Faisant écho aux principales recommandations du Rapporteur spécial, Amnesty International appelle tous les États siégeant en tant que membres ou en tant qu’observateurs au Conseil des droits de l’homme à exhorter le Myanmar à :
  libérer immédiatement sans condition tous les prisonniers d’opinion ;
  mettre fin à toutes les violations du droit international humanitaire et relatif aux droits humains ;
  abroger toutes les dispositions de la Constitution exemptant les agents de l’État de toutes poursuites pour des violations passées des droits humains et communiquer toutes les informations sur les mesures prises pour enquêter sur les atteintes aux droits humains ;
  permettre des enquêtes indépendantes, impartiales et approfondies sur toutes les allégations d’atteintes graves aux droits humains ; poursuivre les auteurs présumés de tels actes, quel que soit leur grade ou leur statut, les juger dans le cadre d’une procédure équitable ; accorder aux victimes des réparations adéquates conformes aux normes internationales et
  modifier ou abroger toutes les lois ne respectant pas les normes internationales relatives aux droits humains, notamment la Loi de 1982 sur la citoyenneté qui refuse aux Rohingyas le droit à la citoyenneté du Myanmar.

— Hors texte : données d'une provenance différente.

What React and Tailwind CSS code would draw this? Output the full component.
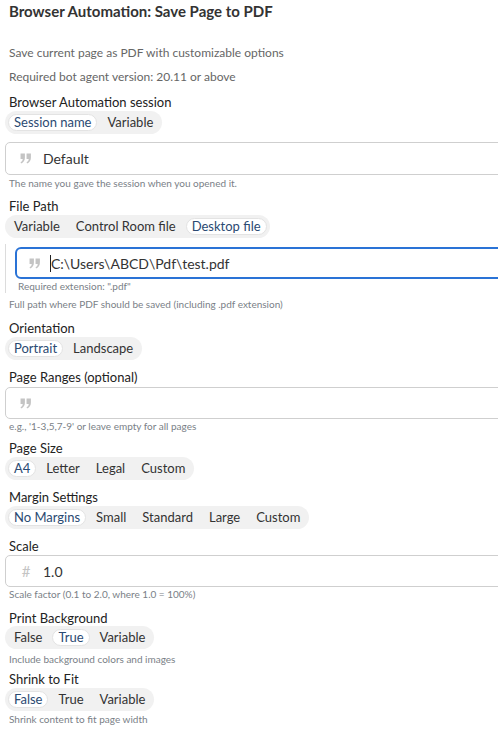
import React from 'react';

const font = { fontFamily: "Lato, 'Open Sans', sans-serif" };

const QuoteIcon = () => (
  <svg width="12" height="11" viewBox="0 0 22 20" fill="currentColor">
    <path d="M1 1h8v7c0 5-2 9-7 11l-1-2c2-1 4-3 4-6H1z" />
    <path d="M12 1h8v7c0 5-2 9-7 11l-1-2c2-1 4-3 4-6h-4z" />
  </svg>
);

const Label = ({ children, className = '' }) => (
  <div className={`pl-1 text-[13px] leading-4 text-[#222] ${className}`}>{children}</div>
);

const Help = ({ children, className = '' }) => (
  <div className={`pl-1 text-[10px] leading-3 text-[#7a7f87] ${className}`}>{children}</div>
);

const Segmented = ({ options, selected, className = 'mt-[1px]' }) => (
  <div className={`inline-flex items-center gap-1 self-start rounded-full bg-[#f1f1f1] p-[3px] ${className}`}>
    {options.map((o) => (
      <span
        key={o}
        className={`rounded-full px-[5px] text-[13px] leading-[15px] ${
          o === selected
            ? 'border border-[#e3e3e3] bg-white text-[#2b4a72]'
            : 'border border-transparent text-[#333]'
        }`}
      >
        {o}
      </span>
    ))}
  </div>
);

const TextInput = ({ icon, value, h = 'h-[32px]' }) => (
  <div className={`flex ${h} w-[540px] items-center rounded-[5px] border border-[#cfcfcf] bg-white`}>
    <span className="flex w-[37px] justify-center pl-[3px] text-[#c4c4c4]">{icon}</span>
    <span className="text-[14px] text-[#333]">{value}</span>
  </div>
);

export default function App() {
  return (
    <div className="h-[748px] w-[498px] overflow-hidden bg-white pl-[5px] pt-[2px]" style={font}>
      <div className="pl-1 text-[15px] font-bold leading-[18px] text-[#333]">Browser Automation: Save Page to PDF</div>
      <div className="mt-[25px] pl-1 text-[12px] leading-4 text-[#666]">Save current page as PDF with customizable options</div>
      <div className="mt-2 pl-1 text-[12px] leading-4 text-[#666]">Required bot agent version: 20.11 or above</div>

      <div className="mt-[9px] flex flex-col">
        <Label>Browser Automation session</Label>
        <Segmented options={['Session name', 'Variable']} selected="Session name" />
        <div className="mt-2">
          <TextInput icon={<QuoteIcon />} value="Default" h="h-[33px]" />
        </div>
        <Help className="mt-[2px]">The name you gave the session when you opened it.</Help>

        <Label className="mt-[9px]">File Path</Label>
        <Segmented options={['Variable', 'Control Room file', 'Desktop file']} selected="Desktop file" />
        <div className="mt-[6px] flex flex-col border-l border-[#dcdcdc] pb-[1px] pl-[9px] pt-[3px]">
          <div className="flex h-[32px] w-[540px] items-center rounded-[6px] border-2 border-[#2a73d6] bg-white">
            <span className="flex w-[33px] justify-center pl-[3px] text-[#c4c4c4]">
              <QuoteIcon />
            </span>
            <span className="h-[17px] w-px bg-[#222]" />
            <span className="text-[14px] text-[#333]">C:\Users\ABCD\Pdf\test.pdf</span>
          </div>
          <div className="mt-[1px] pl-[3px] text-[10px] leading-3 text-[#7a7f87]">Required extension: ".pdf"</div>
        </div>
        <Help className="mt-[5px]">Full path where PDF should be saved (including .pdf extension)</Help>

        <Label className="mt-[10px]">Orientation</Label>
        <Segmented options={['Portrait', 'Landscape']} selected="Portrait" />

        <Label className="mt-[9px]">Page Ranges (optional)</Label>
        <div className="mt-[2px]">
          <TextInput icon={<QuoteIcon />} value="" />
        </div>
        <Help className="mt-[1px]">e.g., '1-3,5,7-9' or leave empty for all pages</Help>

        <Label className="mt-[8px]">Page Size</Label>
        <Segmented options={['A4', 'Letter', 'Legal', 'Custom']} selected="A4" />

        <Label className="mt-[9px]">Margin Settings</Label>
        <Segmented options={['No Margins', 'Small', 'Standard', 'Large', 'Custom']} selected="No Margins" />

        <Label className="mt-[9px]">Scale</Label>
        <div className="mt-[1px]">
          <TextInput icon={<span className="text-[15px] leading-none">#</span>} value="1.0" />
        </div>
        <Help className="mt-[1px]">Scale factor (0.1 to 2.0, where 1.0 = 100%)</Help>

        <Label className="mt-[10px]">Print Background</Label>
        <Segmented options={['False', 'True', 'Variable']} selected="True" className="mt-0" />
        <Help className="mt-[4px]">Include background colors and images</Help>

        <Label className="mt-[6px]">Shrink to Fit</Label>
        <Segmented options={['False', 'True', 'Variable']} selected="False" />
        <Help className="mt-[2px]">Shrink content to fit page width</Help>
      </div>
    </div>
  );
}
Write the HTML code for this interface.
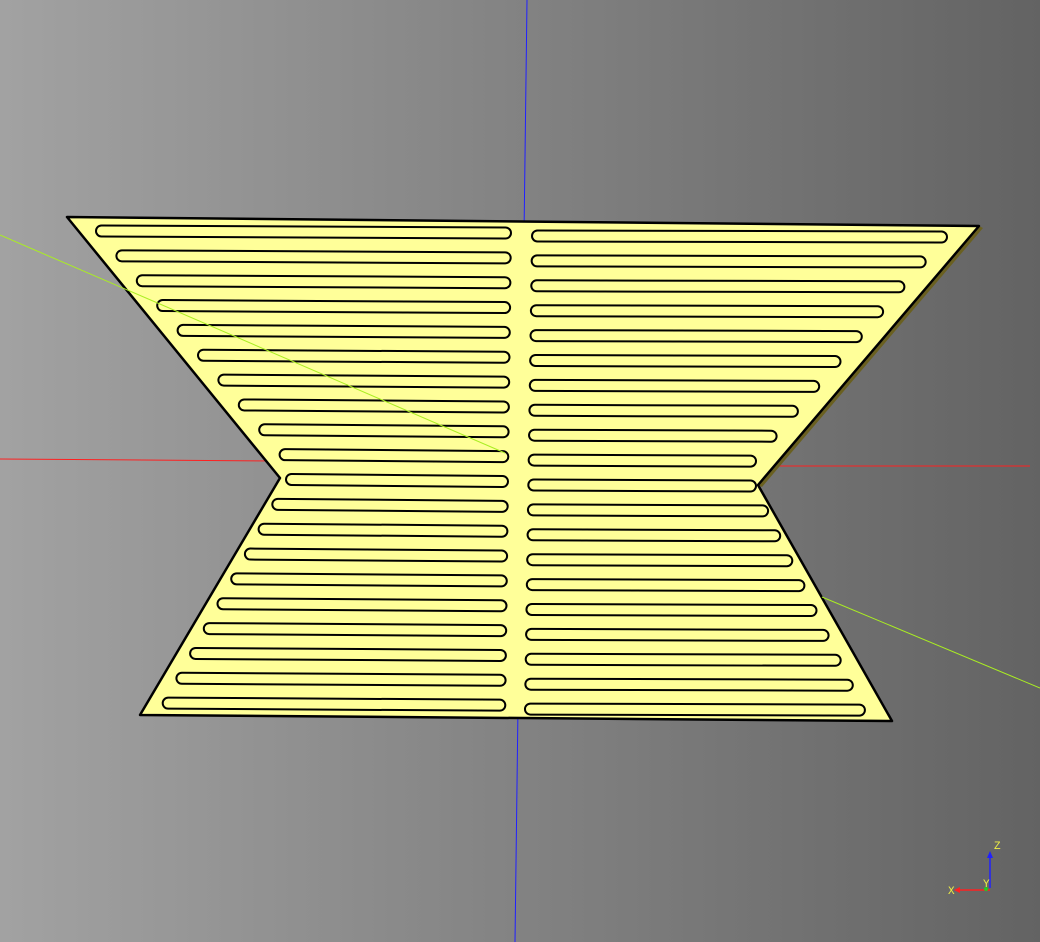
<!DOCTYPE html>
<html><head><style>html,body{margin:0;padding:0;}body{width:1040px;height:942px;overflow:hidden;background:linear-gradient(to right,#a2a2a2,#636363);}</style></head>
<body>
<svg width="1040" height="942" viewBox="0 0 1040 942" xmlns="http://www.w3.org/2000/svg" style="position:absolute;left:0;top:0">
<line x1="527" y1="0" x2="515" y2="942" stroke="#2020ff" stroke-width="1"/>
<line x1="0" y1="459" x2="280" y2="461" stroke="#ff2020" stroke-width="1"/>
<line x1="760" y1="466" x2="1030" y2="466" stroke="#ff2020" stroke-width="1"/>
<polygon points="758,485 979,226 983,228 762,487" fill="#6a6020"/>
<polygon points="67,217 979,226 758,485 892,721 140,715 280,478" fill="#ffff99" stroke="#000" stroke-width="2.5" stroke-linejoin="round"/>
<g id="slots" stroke-linecap="round" fill="none"></g>
<line x1="0" y1="235" x2="505" y2="453" stroke="#aaee22" stroke-width="1"/>
<line x1="822" y1="597" x2="1040" y2="688" stroke="#aaee22" stroke-width="1"/>
<line x1="990" y1="888" x2="990" y2="856" stroke="#2020ff" stroke-width="1.5"/>
<polygon points="987,858 993,858 990,851" fill="#2020ff"/>
<line x1="990" y1="890" x2="958" y2="890" stroke="#ff2020" stroke-width="1.5"/>
<polygon points="960,887 960,893 954,890" fill="#ff2020"/>
<circle cx="986" cy="889" r="2" fill="#22cc22"/>
<text x="994" y="849" font-family="Liberation Mono, monospace" font-size="11" fill="#eeee44">Z</text>
<text x="983" y="887" font-family="Liberation Mono, monospace" font-size="11" fill="#eeee44">Y</text>
<text x="948" y="894" font-family="Liberation Mono, monospace" font-size="11" fill="#eeee44">X</text>
</svg>
<script>
var g=document.getElementById('slots'),s='';
function slot(x1,y1,x2,y2){s+='<line x1="'+x1+'" y1="'+y1+'" x2="'+x2+'" y2="'+y2+'" stroke="#000" stroke-width="13"/>'+'<line x1="'+x1+'" y1="'+y1+'" x2="'+x2+'" y2="'+y2+'" stroke="#ffff99" stroke-width="9"/>';}
for(var i=0;i<20;i++){
 var y=231+24.85*i, xl=(i<10?95+20.4*i:285-13.7*(i-10))+6.5, xr=512-0.3*i-6.5;
 slot(xl,y,xr,y+2);
 var y2=236+24.9*i, a=531-0.37*i+6.5, b=(i<=8?948-21.3*i:(i<=10?757:757+12.1*(i-10)))-6.5;
 slot(a,y2,b,y2+1);
}
g.innerHTML=s;
</script>
</body></html>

Amnesty International appelle également les États membres et les États observateurs au Conseil des droits de l’homme à :
  se prononcer en faveur du renouvellement du mandat du Rapporteur spécial ;
  mettre en avant la recommandation précédente du Rapporteur spécial en faveur de la création d’une commission d’enquête internationale chargée d’enquêter sur les allégations crédibles de graves crimes internationaux au Myanmar.

Complément d’information
Le 14 mars 2011, le Conseil des droits de l’homme tiendra un débat interactif avec le Rapporteur spécial sur la situation des droits humains au Myanmar, sur la base de son rapport A/HRC/16/59. Plus tard au cours de la session, le Conseil devra également se prononcer sur un projet de résolution visant, entre autres, à prolonger d’une année le mandat du Rapporteur spécial.